Instructions: complete the compute_loss() function#

  • Compute the approximation of Y by matrix multiplying X and R

  • Compute difference XR - Y

  • Compute the squared Frobenius norm of the difference and divide it by \(m\).

Hints

  • Useful functions: Numpy dot , Numpy sum, Numpy square, Numpy norm
  • Be careful about which operation is elementwise and which operation is a matrix multiplication.
  • Try to use matrix operations instead of the numpy norm function. If you choose to use norm function, take care of extra arguments and that it's returning loss squared, and not the loss itself.

# UNQ_C3 (UNIQUE CELL IDENTIFIER, DO NOT EDIT)
def compute_loss(X, Y, R):
    '''
    Inputs: 
        X: a matrix of dimension (m,n) where the columns are the English embeddings.
        Y: a matrix of dimension (m,n) where the columns correspong to the French embeddings.
        R: a matrix of dimension (n,n) - transformation matrix from English to French vector space embeddings.
    Outputs:
        L: a matrix of dimension (m,n) - the value of the loss function for given X, Y and R.
    '''
    ### START CODE HERE ###
    # m is the number of rows in X
    m = X.shape[0]
        
    # diff is XR - Y    
    diff = X@R -Y

    # diff_squared is the element-wise square of the difference    
    diff_squared = diff**2

    # sum_diff_squared is the sum of the squared elements
    sum_diff_squared = np.sum(diff_squared)

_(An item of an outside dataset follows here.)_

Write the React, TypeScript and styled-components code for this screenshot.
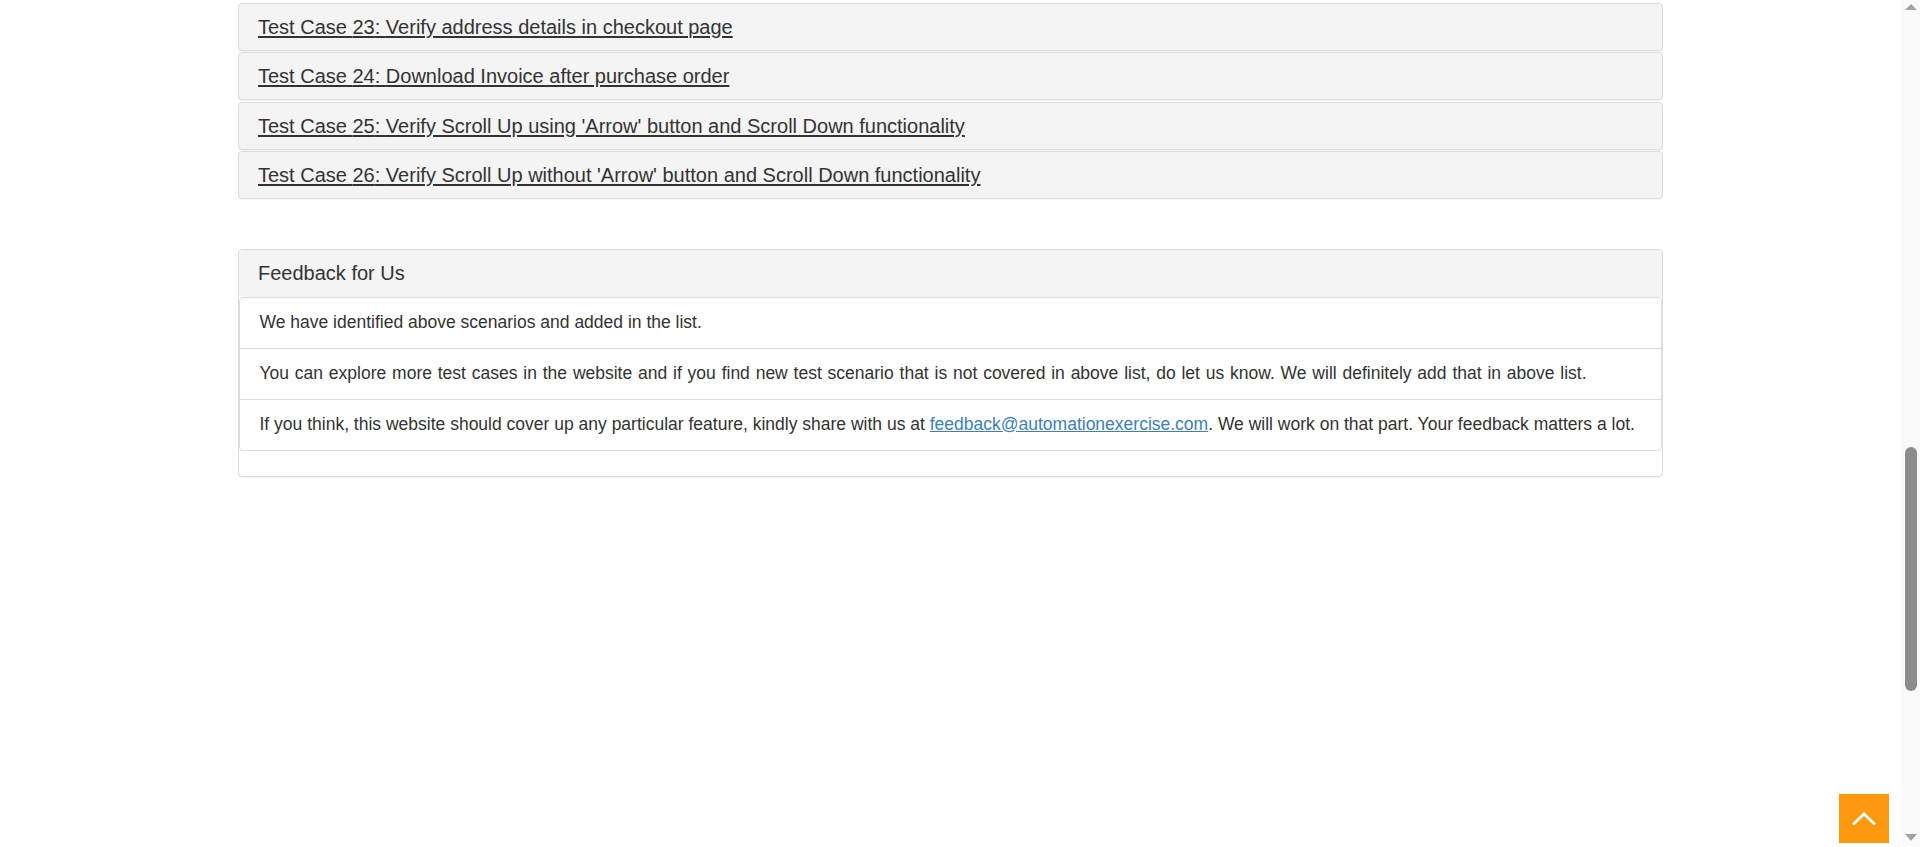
import React from "react";
import styled, { createGlobalStyle } from "styled-components";

const GlobalStyle = createGlobalStyle`
  html, body { height: 100%; }
  body {
    margin: 0;
    background: #ffffff;
    color: #333333;
    font-family: "Liberation Sans", Arial, sans-serif;
    overflow: hidden;
  }
  #root { height: 100%; }
  * { box-sizing: border-box; }
`;

const Frame = styled.div`
  display: flex;
  height: 100vh;
`;

const Page = styled.div`
  flex: 1;
  min-width: 0;
`;

const Container = styled.main`
  width: 1425px;
  margin: 0 auto;
  padding-top: 3px;
`;

const PanelGroup = styled.div`
  display: flex;
  flex-direction: column;
  gap: 1.3px;
`;

const Panel = styled.div`
  border: 1px solid #dddddd;
  border-radius: 4px;
  background: #f4f4f4;
  box-shadow: 0 1px 1px rgba(0, 0, 0, 0.05);
`;

const PanelHeading = styled.div`
  padding: 11px 19px;
  border-radius: 3px 3px 0 0;
`;

const PanelTitle = styled.h4`
  margin: 0;
  font-size: 20px;
  line-height: 24px;
  font-weight: 400;
  color: #333333;
`;

const CaseLink = styled.a`
  color: #333333;
  text-decoration: underline;
  text-underline-offset: 2px;
  cursor: pointer;
`;

const FeedbackPanel = styled.div`
  margin-top: 50.5px;
  border: 1px solid #dddddd;
  border-radius: 4px;
  background: #ffffff;
  padding-bottom: 25px;
  box-shadow: 0 1px 1px rgba(0, 0, 0, 0.05);
`;

const FeedbackHeading = styled.div`
  padding: 12px 19px 11.5px;
  background: #f4f4f4;
  border-radius: 3px 3px 0 0;
  font-size: 20px;
  line-height: 23.5px;
  color: #333333;
`;

const ListGroup = styled.ul`
  list-style: none;
  margin: 0;
  padding: 0;
  border: 1px solid #dddddd;
  border-radius: 4px;
  background: #ffffff;
`;

const ListItem = styled.li<{ $spread?: number }>`
  padding: 13px 19.5px;
  font-size: 17.5px;
  line-height: 23.7px;
  color: #333333;
  white-space: nowrap;
  word-spacing: ${(p) => p.$spread ?? 0}px;
  & + & { border-top: 1px solid #dddddd; }
`;

const MailLink = styled.a`
  color: #3a7fc4;
  text-decoration: underline;
`;

const ScrollTrack = styled.aside`
  width: 19px;
  flex: none;
  background: #fafafa;
  display: flex;
  flex-direction: column;
  align-items: center;
`;

const Arrow = styled.div<{ $down?: boolean }>`
  width: 0;
  height: 0;
  border-left: 6px solid transparent;
  border-right: 6px solid transparent;
  ${(p) =>
    p.$down
      ? "border-top: 7px solid #a3a3a3; margin-top: auto; margin-bottom: 6px;"
      : "border-bottom: 6px solid #a3a3a3; margin-top: 4px;"}
`;

const Thumb = styled.div<{ $offset: number; $size: number }>`
  width: 12px;
  margin-top: ${(p) => p.$offset}px;
  height: ${(p) => p.$size}px;
  border-radius: 6px;
  background: #8c8c8c;
`;

const ScrollUp = styled.a`
  position: fixed;
  right: 31px;
  bottom: 4px;
  width: 50px;
  height: 49px;
  background: #fe980f;
  display: flex;
  align-items: center;
  justify-content: center;
  cursor: pointer;
`;

const cases = [
  { n: 23, title: "Verify address details in checkout page" },
  { n: 24, title: "Download Invoice after purchase order" },
  { n: 25, title: "Verify Scroll Up using 'Arrow' button and Scroll Down functionality" },
  { n: 26, title: "Verify Scroll Up without 'Arrow' button and Scroll Down functionality" },
];

export default function App() {
  return (
    <>
      <GlobalStyle />
      <Frame>
        <Page>
          <Container>
            <PanelGroup>
              {cases.map((c) => (
                <Panel key={c.n}>
                  <PanelHeading>
                    <PanelTitle>
                      <CaseLink>
                        Test Case {c.n}: {c.title}
                      </CaseLink>
                    </PanelTitle>
                  </PanelHeading>
                </Panel>
              ))}
            </PanelGroup>
            <FeedbackPanel>
              <FeedbackHeading>Feedback for Us</FeedbackHeading>
              <ListGroup>
                <ListItem>We have identified above scenarios and added in the list.</ListItem>
                <ListItem $spread={0.95}>
                  You can explore more test cases in the website and if you find new test scenario that is not covered in above list, do let us know. We will definitely add that in above list.
                </ListItem>
                <ListItem>
                  If you think, this website should cover up any particular feature, kindly share with us at{" "}
                  <MailLink href="mailto:feedback@automationexercise.com">feedback@automationexercise.com</MailLink>. We will work on that part. Your feedback matters a lot.
                </ListItem>
              </ListGroup>
            </FeedbackPanel>
          </Container>
        </Page>
        <ScrollTrack aria-hidden="true">
          <Arrow />
          <Thumb $offset={437} $size={244} />
          <Arrow $down />
        </ScrollTrack>
      </Frame>
      <ScrollUp aria-label="Scroll up">
        <svg width="24" height="13" viewBox="0 0 24 13" fill="none">
          <polyline points="2,11.5 12,2 22,11.5" stroke="#ffffff" strokeWidth="2.8" strokeLinecap="square" />
        </svg>
      </ScrollUp>
    </>
  );
}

    # loss i is the sum_diff_squard divided by the number of examples (m)
    loss = sum_diff_squared/m
    ### END CODE HERE ###
    return loss
# Testing your implementation.
np.random.seed(123)
m = 10
n = 5
X = np.random.rand(m, n)
Y = np.random.rand(m, n) * .1
R = np.random.rand(n, n)
print(f"Expected loss for an experiment with random matrices: {compute_loss(X, Y, R):.4f}" ) 
Expected loss for an experiment with random matrices: 8.1866

Expected output:

Expected loss for an experiment with random matrices: 8.1866
# Test your function
w4_unittest.test_compute_loss(compute_loss)
 All tests passed

Exercise 03#

Step 2: Computing the gradient of loss in respect to transform matrix R#

  • Calculate the gradient of the loss with respect to transform matrix R.

  • The gradient is a matrix that encodes how much a small change in R affect the change in the loss function.

  • The gradient gives us the direction in which we should decrease R to minimize the loss.

  • \(m\) is the number of training examples (number of rows in \(X\)).

  • The formula for the gradient of the loss function \(𝐿(𝑋,𝑌,𝑅)\) is:

\[\frac{d}{dR}𝐿(𝑋,𝑌,𝑅)=\frac{d}{dR}\Big(\frac{1}{m}\| X R -Y\|_{F}^{2}\Big) = \frac{2}{m}X^{T} (X R - Y)\]

Instructions: Complete the compute_gradient function below.

Hints

# UNQ_C4 (UNIQUE CELL IDENTIFIER, DO NOT EDIT)
def compute_gradient(X, Y, R):
    '''
    Inputs: 
        X: a matrix of dimension (m,n) where the columns are the English embeddings.
        Y: a matrix of dimension (m,n) where the columns correspong to the French embeddings.
        R: a matrix of dimension (n,n) - transformation matrix from English to French vector space embeddings.
    Outputs:
        g: a scalar value - gradient of the loss function L for given X, Y and R.
    '''
    ### START CODE HERE ###
    # m is the number of rows in X
    m = X.shape[0]

    # gradient is X^T(XR - Y) * 2/m    
    gradient = 2/m*(X.T@(X@R-Y))
    
    ### END CODE HERE ###
    return gradient
# Testing your implementation.
np.random.seed(123)
m = 10
n = 5
X = np.random.rand(m, n)
Y = np.random.rand(m, n) * .1
R = np.random.rand(n, n)
gradient = compute_gradient(X, Y, R)
print(f"First row of the gradient matrix: {gradient[0]}")
First row of the gradient matrix: [1.3498175  1.11264981 0.69626762 0.98468499 1.33828969]

Expected output:

First row of the gradient matrix: [1.3498175  1.11264981 0.69626762 0.98468499 1.33828969]
# Test your function
w4_unittest.test_compute_gradient(compute_gradient)
 All tests passed

Step 3: Finding the optimal R with gradient descent algorithm#

Gradient descent#

Gradient descent is an iterative algorithm which is used in searching for the optimum of the function.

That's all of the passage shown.